Qu’il s’agisse de publications scientifiques, de décisions administratives, d’articles de presse ou de sites Internet, on ne trouve presque aucune trace du souci de protéger la majorité des vacanciers – qui n’ont pas de bateau de plaisance à moteur – contre les nuisances de la minorité qui en utilisent.
Curieusement, l’attention du public a été portée sur les effets nocifs des bruits de moteur sur la faune marine. Des études scientifiques ont montré l’effet dévastateur des bruits marins sur les baleines et les dauphins. L’impact des moteurs marins sur la faune aquatique a même fait l’objet d’un rapport au Sénat.
Pendant ce temps, l’impact des mêmes moteurs sur la catégorie des homo sapiens en vacances ne semble pas intéresser grand monde. À ma connaissance, aucune étude scientifique du niveau sonore sur les plages proches d’une marina en période estivale n’a été réalisée…
Les quelques tentatives limitées de réglementation ne font que confirmer notre analyse : la question des nuisances engendrées par les navires de plaisance à moteur est un thème orphelin qui n’a intéressé jusqu’ici ni les chercheurs, ni le législateur, ni les autorités publiques locales, ni les médias.
Lorsqu’on considère les discours passionnés que suscitent les sujets liés à l’écologie, on peut s’étonner que la question des nuisances provoquées par les navires de plaisance à moteur éveille si peu d’intérêt. Pourtant, les utilisateurs de ces bateaux ne font que des ronds dans l’eau pour le plaisir. Il devrait donc être possible de leur proposer de s’amuser autrement, d’autant que ces usagers eux-mêmes, se plaignent du bruit que fait leur moteur !
Paddles, planches à voile, kitesurf, kayak de mer et voiliers sont des engins nautiques à promouvoir. On peut espérer que des moteurs électriques et une nouvelle conception de l’architecture des bateaux à moteur, moins agressive, permettra dans le futur une réduction du niveau sonore, des vagues induites par leur passage, de la consommation de pétrole et des émissions de CO2. Mais en attendant, que faire de l’immense parc des bateaux à moteur bruyants et polluants déjà construits ? Et comment empêcher le nombre de ces bateaux polluants d’augmenter chaque année ?

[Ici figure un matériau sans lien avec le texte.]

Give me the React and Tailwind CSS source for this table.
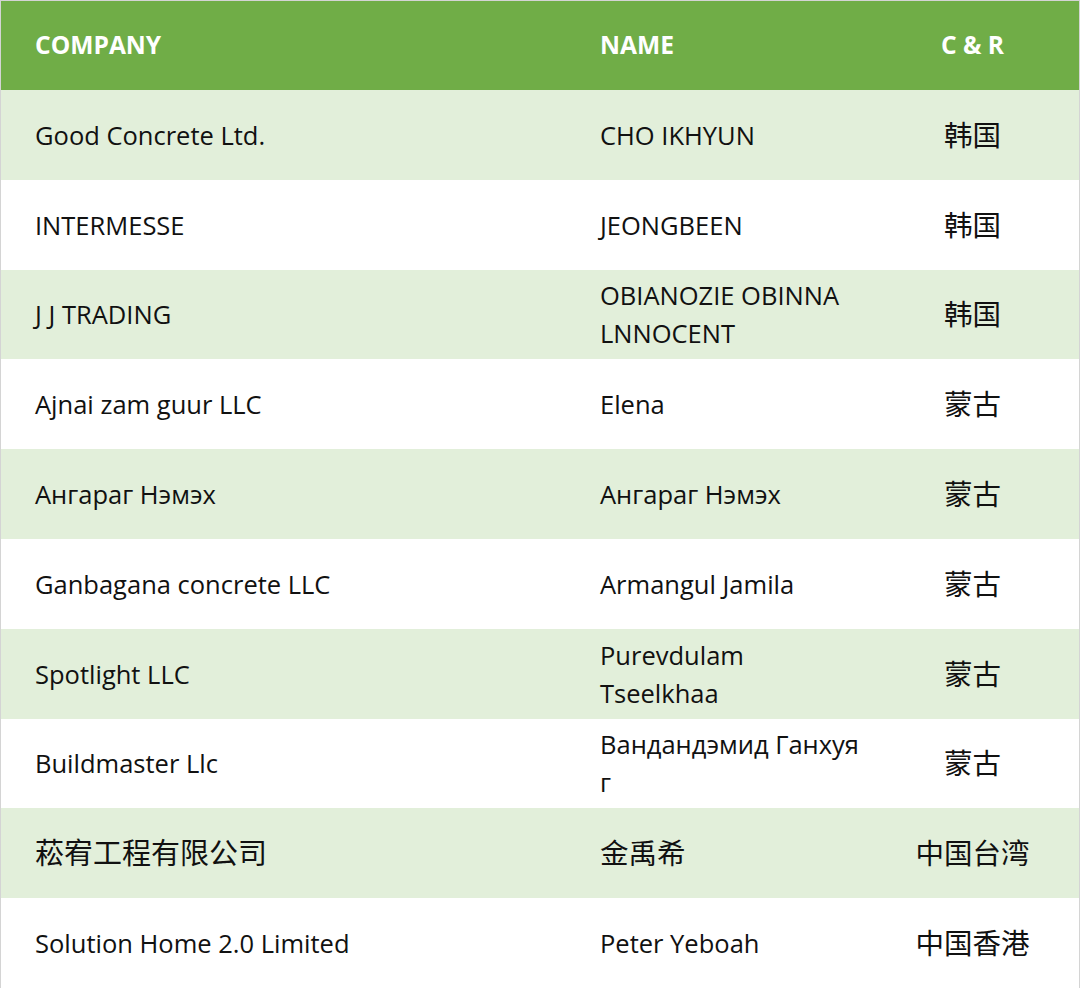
import React from 'react'

const rows = [
  { company: 'Good Concrete Ltd.', name: ['CHO IKHYUN'], cr: '韩国' },
  { company: 'INTERMESSE', name: ['JEONGBEEN'], cr: '韩国' },
  { company: 'J J TRADING', name: ['OBIANOZIE OBINNA', 'LNNOCENT'], cr: '韩国' },
  { company: 'Ajnai zam guur LLC', name: ['Elena'], cr: '蒙古' },
  { company: 'Ангараг Нэмэх', name: ['Ангараг Нэмэх'], cr: '蒙古' },
  { company: 'Ganbagana concrete LLC', name: ['Armangul Jamila'], cr: '蒙古' },
  { company: 'Spotlight LLC', name: ['Purevdulam', 'Tseelkhaa'], cr: '蒙古' },
  { company: 'Buildmaster Llc', name: ['Вандандэмид Ганхуя', 'г'], cr: '蒙古' },
  { company: '菘宥工程有限公司', name: ['金禹希'], cr: '中国台湾', cjk: true },
  { company: 'Solution Home 2.0 Limited', name: ['Peter Yeboah'], cr: '中国香港' },
]

const font = { fontFamily: '"Open Sans", "Noto Sans CJK SC", sans-serif' }

const App = () => {
  return (
    <div className="w-[1080px] h-[988px] bg-white border border-[#d4d4d4] text-[25.5px] text-[#111]" style={font}>
      <div className="grid grid-cols-[565px_300px_1fr] h-[89px] bg-[#70ad47] text-white font-bold text-[24.6px] items-center">
        <div className="pl-[34px]">COMPANY</div>
        <div className="pl-[34px]">NAME</div>
        <div className="text-center">C &amp; R</div>
      </div>
      {rows.map((r, i) => (
        <div
          key={i}
          className={`grid grid-cols-[565px_300px_1fr] h-[89.8px] items-center leading-[38px] ${i % 2 === 0 ? 'bg-[#e2efda]' : 'bg-white'}`}
        >
          <div className={`pl-[34px] ${r.cjk ? 'text-[29px]' : ''}`}>{r.company}</div>
          <div className={`pl-[34px] ${r.cjk ? 'text-[28.5px]' : ''}`}>
            {r.name.map((line, j) => (
              <div key={j}>{line}</div>
            ))}
          </div>
          <div className="text-center text-[28.5px]">{r.cr}</div>
        </div>
      ))}
    </div>
  )
}

export default App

Une évolution de la réglementation semble souhaitable. Elle passe probablement par une stricte limitation de la vitesse autorisée dans une zone côtière suffisamment vaste pour que la protection des riverains soit mieux assurée. Elle passe sans doute aussi par une forte taxation des bateaux bruyants et polluants, qu’ils soient neufs ou d’occasion et pourquoi pas, par l’interdiction pure et simple des jet-ski et des moteurs particulièrement bruyants.
La lenteur, la méditation, l’adaptation respectueuse aux forces de la nature sont des valeurs mises en avant par le mouvement écologique, mais il reste encore beaucoup de travail pour les faire entrer dans les mœurs. Le sage retour aux bateaux à voiles et à rames qui ferait de la mer, à nouveau, un milieu qu’il faut mériter et qui vous le rend bien, suppose de débarrasser nos côtes des engins les plus polluants.